Vitamins Part 4: Legal Issues

In the US, the FDA and the USDA are the main Federal agencies that manage the regulations to insure that we have a healthy, safe food supply. The regulations that they follow are published in the various Titles of the Code of Federal Regulations (CFR). In particular in CFR21 Food and Drugs. So for example, I searched this section of CFR and got 40 hits. One of those is titled Vitamin A and this is where Vitamin A, and what can be called Vitamin A is defined (21 CFR Ch 1 (04-01-04 edition) §184.1930).

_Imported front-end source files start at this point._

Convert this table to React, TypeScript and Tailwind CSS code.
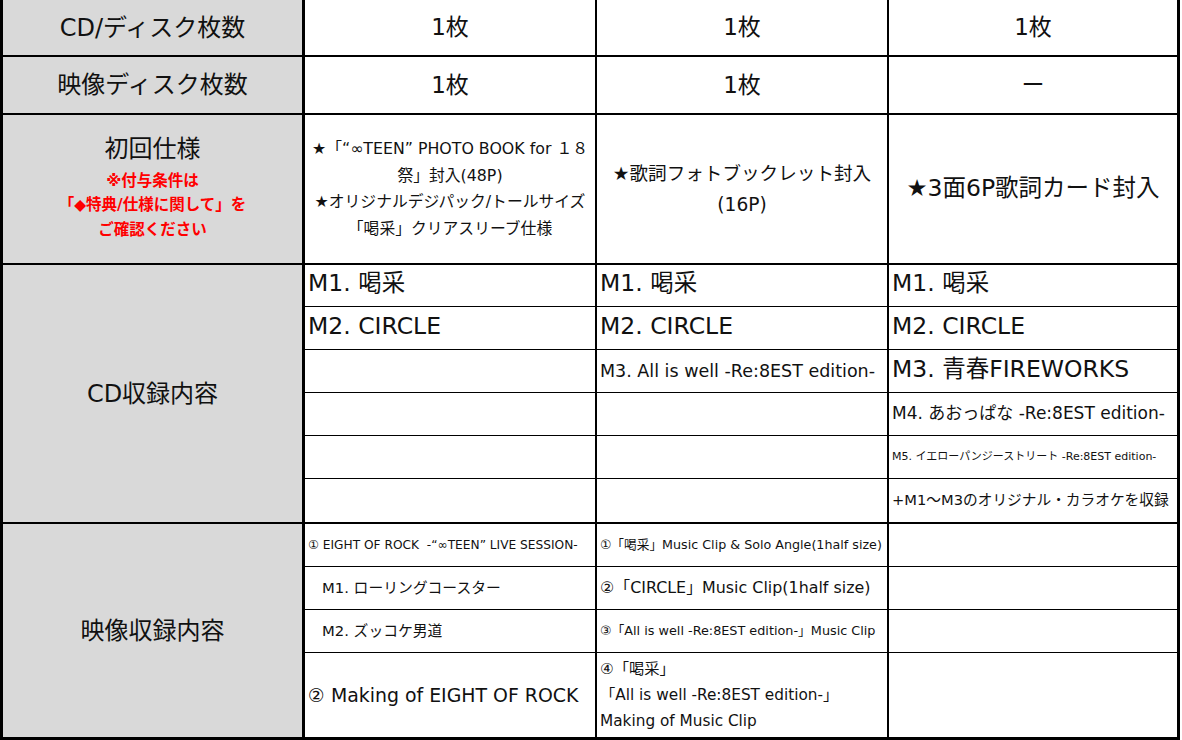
import React from 'react';

const font = { fontFamily: '"DejaVu Sans", "Noto Sans CJK JP", sans-serif' };

const Head = ({ children, className = '' }: { children: React.ReactNode; className?: string }) => (
  <div className={`w-[302px] shrink-0 border-r-[3px] border-black bg-[#d9d9d9] flex flex-col items-center justify-center text-center text-[#111] ${className}`}>
    {children}
  </div>
);

const Cell = ({ children, className = '', last = false }: { children?: React.ReactNode; className?: string; last?: boolean }) => (
  <div className={`${last ? 'w-[288px]' : 'w-[292px] border-r-2 border-black'} shrink-0 flex items-center overflow-hidden whitespace-pre text-[#111] ${className}`}>
    {children}
  </div>
);

type Sub = { cells: [React.ReactNode, React.ReactNode, React.ReactNode]; h: string; cls?: [string, string, string] };

const cdRows: Sub[] = [
  { h: 'h-[42px]', cells: ['M1. 喝采', 'M1. 喝采', 'M1. 喝采'], cls: ['text-[23.5px] pb-[3px]', 'text-[23.5px] pb-[3px]', 'text-[23.5px] pb-[3px]'] },
  { h: 'h-[43px]', cells: ['M2. CIRCLE', 'M2. CIRCLE', 'M2. CIRCLE'], cls: ['text-[23.5px] pb-[3px]', 'text-[23.5px] pb-[3px]', 'text-[23.5px] pb-[3px]'] },
  { h: 'h-[43px]', cells: ['', 'M3. All is well -Re:8EST edition-', 'M3. 青春FIREWORKS'], cls: ['', 'text-[17.5px]', 'text-[23.5px] pb-[2px]'] },
  { h: 'h-[43px]', cells: ['', '', 'M4. あおっぱな -Re:8EST edition-'], cls: ['', '', 'text-[17px]'] },
  { h: 'h-[43px]', cells: ['', '', 'M5. イエローパンジーストリート -Re:8EST edition-'], cls: ['', '', 'text-[11px]'] },
  { h: 'h-[43px]', cells: ['', '', '+M1～M3のオリジナル・カラオケを収録'], cls: ['', '', 'text-[14.7px]'] },
];

const videoRows: Sub[] = [
  { h: 'h-[43px]', cells: ['① EIGHT OF ROCK  -“∞TEEN” LIVE SESSION-', '①「喝采」Music Clip & Solo Angle(1half size)', ''], cls: ['text-[12.2px]', 'text-[12.7px]', ''] },
  { h: 'h-[43px]', cells: [<span className="pl-[14px]">M1. ローリングコースター</span>, '②「CIRCLE」Music Clip(1half size)', ''], cls: ['text-[14.8px]', 'text-[15.9px]', ''] },
  { h: 'h-[43px]', cells: [<span className="pl-[14px]">M2. ズッコケ男道</span>, '③「All is well -Re:8EST edition-」Music Clip', ''], cls: ['text-[14.8px]', 'text-[12.8px]', ''] },
  {
    h: 'h-[84px]',
    cells: [
      '② Making of EIGHT OF ROCK',
      <div className="leading-[26px]">
        <div>④「喝采」</div>
        <div>「All is well -Re:8EST edition-」</div>
        <div>Making of Music Clip</div>
      </div>,
      '',
    ],
    cls: ['text-[18.9px]', 'text-[15.3px]', ''],
  },
];

const SubRows = ({ rows }: { rows: Sub[] }) => (
  <div className="flex flex-col">
    {rows.map((r, i) => (
      <div key={i} className={`flex ${r.h} ${i < rows.length - 1 ? 'border-b border-black' : ''}`}>
        {r.cells.map((c, j) => (
          <Cell key={j} last={j === 2} className={`pl-[3px] ${r.cls ? r.cls[j] : ''}`}>
            {c}
          </Cell>
        ))}
      </div>
    ))}
  </div>
);

export default function App() {
  return (
    <div className="w-[1182px] h-[740px] bg-white" style={font}>
      <div className="w-[1180px] border-l-[3px] border-r-[3px] border-b-[3px] border-black">
        {/* disc counts */}
        <div className="flex h-[57px] border-b-2 border-black">
          <Head className="text-[24px]">CD/ディスク枚数</Head>
          <Cell className="justify-center text-[23px]">1枚</Cell>
          <Cell className="justify-center text-[23px]">1枚</Cell>
          <Cell last className="justify-center text-[23px]">1枚</Cell>
        </div>
        <div className="flex h-[58px] border-b-2 border-black">
          <Head className="text-[24px]">映像ディスク枚数</Head>
          <Cell className="justify-center text-[23px]">1枚</Cell>
          <Cell className="justify-center text-[23px]">1枚</Cell>
          <Cell last className="justify-center text-[23px]">ー</Cell>
        </div>

        {/* first press spec */}
        <div className="flex h-[150px] border-b-2 border-black">
          <Head>
            <div className="text-[24px] leading-[30px] mb-[5px] mt-[-2px]">初回仕様</div>
            <div className="text-[15.5px] leading-[24.5px] font-bold text-[#ff0000]">
              <div>※付与条件は</div>
              <div>「◆特典/仕様に関して」を</div>
              <div>ご確認ください</div>
            </div>
          </Head>
          <Cell className="justify-center text-center text-[15.8px] leading-[26.5px]">
            <div>
              <div>★「“∞TEEN” PHOTO BOOK for １８</div>
              <div>祭」封入(48P)</div>
              <div>★オリジナルデジパック/トールサイズ</div>
              <div>「喝采」クリアスリーブ仕様</div>
            </div>
          </Cell>
          <Cell className="justify-center text-center text-[18.6px] leading-[31px]">
            <div>
              <div>★歌詞フォトブックレット封入</div>
              <div>(16P)</div>
            </div>
          </Cell>
          <Cell last className="justify-center text-[23.5px]">★3面6P歌詞カード封入</Cell>
        </div>

        {/* CD contents */}
        <div className="flex border-b-2 border-black">
          <Head className="text-[24px]">CD収録内容</Head>
          <SubRows rows={cdRows} />
        </div>

        {/* video contents */}
        <div className="flex">
          <Head className="text-[24px]">映像収録内容</Head>
          <SubRows rows={videoRows} />
        </div>
      </div>
    </div>
  );
}
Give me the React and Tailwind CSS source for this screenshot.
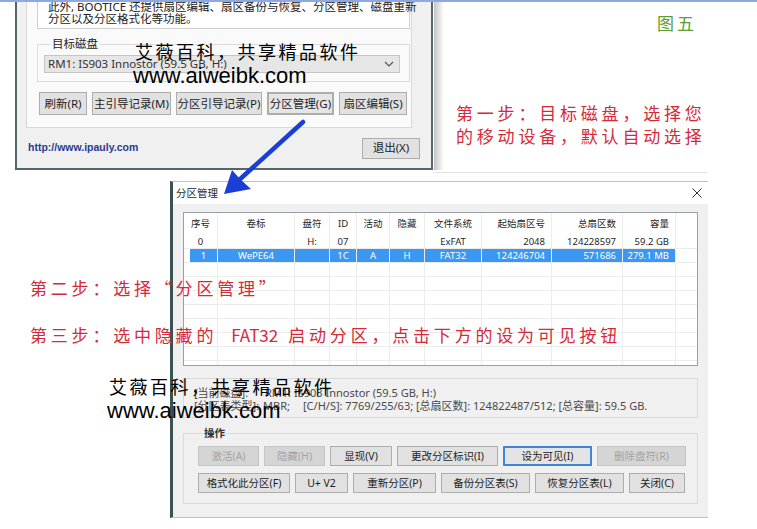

Fortunately, the FDA’s Center for Food Safety and Nutrition (CSFAN) is a good website and quite often there are summaries of the regulations. An example is the information page on “How to Understand and Use the Nutrition Facts Label?.

Nutritional Facts

From the vitamin perspective, Vitamin A and C must be on the nutritional facts panel. If the food has none, the label should say “Not a significant source of _________” (listing the vitamins or minerals omitted). The label should represent what is in the actual food within 20%. For example, if your food contains 100% DV Vitamin C, then is must contain between 80 and 120% DV Vitamin C. The rules are more confusing than that as it depends on whether it is naturally present or added after processing. The FDA tests food bought at a supermarket, so the food should contain that amount of the nutrient up to the “sell by date?, if there is one. This is often be the limiting factor for shelf life, especially for foods which are high in unstable vitamins such as Vitamin C.

Another way that vitamins are regulated is enrichment. Flour is the most commonly enriched food and “conforms to the definition and standard of identity, and is subject to the requirements for label statement of ingredients, prescribed for flour by Sec. 137.105, except that:

(a) It contains in each pound 2.9 milligrams of thiamin, 1.8 milligrams of riboflavin, 24 milligrams of niacin, 0.7 milligrams of folic acid, and 20 milligrams of iron.

(b) It may contain added calcium in such quantity that the total calcium content is 960 milligrams per pound.? etc.

The FDA is also responsible for dietary supplements, of which vitamin supplements are part. But that is a whole separate topic.

Other federal agencies are also involved in food regulations but not vitamins per se:

The USDA administers the regulations towards meat, milk*, and eggs. In fact, a lot of food research takes place at the ARS centers, which is a USDA agency.

The National Marine Fisheries together with the FDA and the EPA administer regulations to ensure seafood safety.

The EPA also has regulatory responsibilities for pesticides, drinking water safety and composition of effluent from processing plants.

The Bureau of Alcohol, Tobacco, Firearms and Explosives has, no surprises here, responsibility for beers, wines, liquors and other alcohol beverages.

Advertising and sales promotion are overseen by the Federal Trade Commission.

And finally, but not least, importation of food products is managed by the Customs Service.

*The FDA also has responsibilities for milk and all the states have their own guidelines towards milk safety and quality. States may also have guidelines for other food products. At least for now, until there is a National Food Uniformity Act.